G-NEWS: What are some examples of split-ups?
JR: “In the modern era, AT&T was the first major split-up as well as  the largest split-up ever. It occurred  in 1984. The Justice Department said ‘AT&T, you have a monopoly; you have to divest yourself of all your subsidiaries.’ In one fell swoop you had the creation of AT&T, which handled the long-distance operations, and the seven “Baby Bells” that handled the local operations in the states in which they operated. There have been others since then, but there hasn’t been a lot. That’s one reason why our research has been delayed, because we want a larger sample in order to look at these things.”

G-NEWS: Do you see split-ups becoming more common during this economic recovery?
JR: “I think so.
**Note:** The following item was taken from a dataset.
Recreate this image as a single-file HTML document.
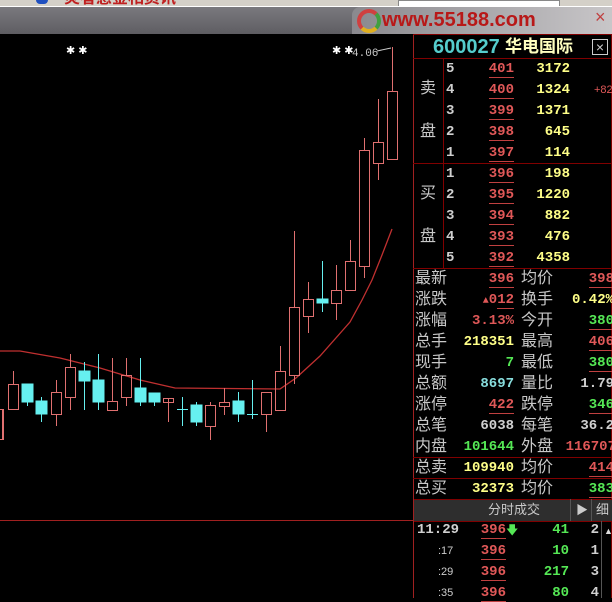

We’re trying to create a sample right now, and lately it seems that every few months something is popping up in the press about a company breaking up all of its operations, like Tyco.

G-NEWS: Given the turbulent nature of financial markets, what do you want your students to know when they enter the workforce?
JR: “What I try to do in my class is bring the topics to life. I emphasize what’s happened in the news recently… I’ll start off with newspaper clippings and go through the whole sequence. I’ll spend maybe 10 to 15 minutes every class going through newspaper articles and then back up and [put in a lesson]. The main thing I try to do in the classroom is to show my students that these topics are relevant.

G-NEWS: How do you like to spend your free time?
JR: “I try to play tennis as much as I can and go to the gym three or four times a week. I also do a little traveling from time to time. I like driving down to Florida and visiting some of the spots there.”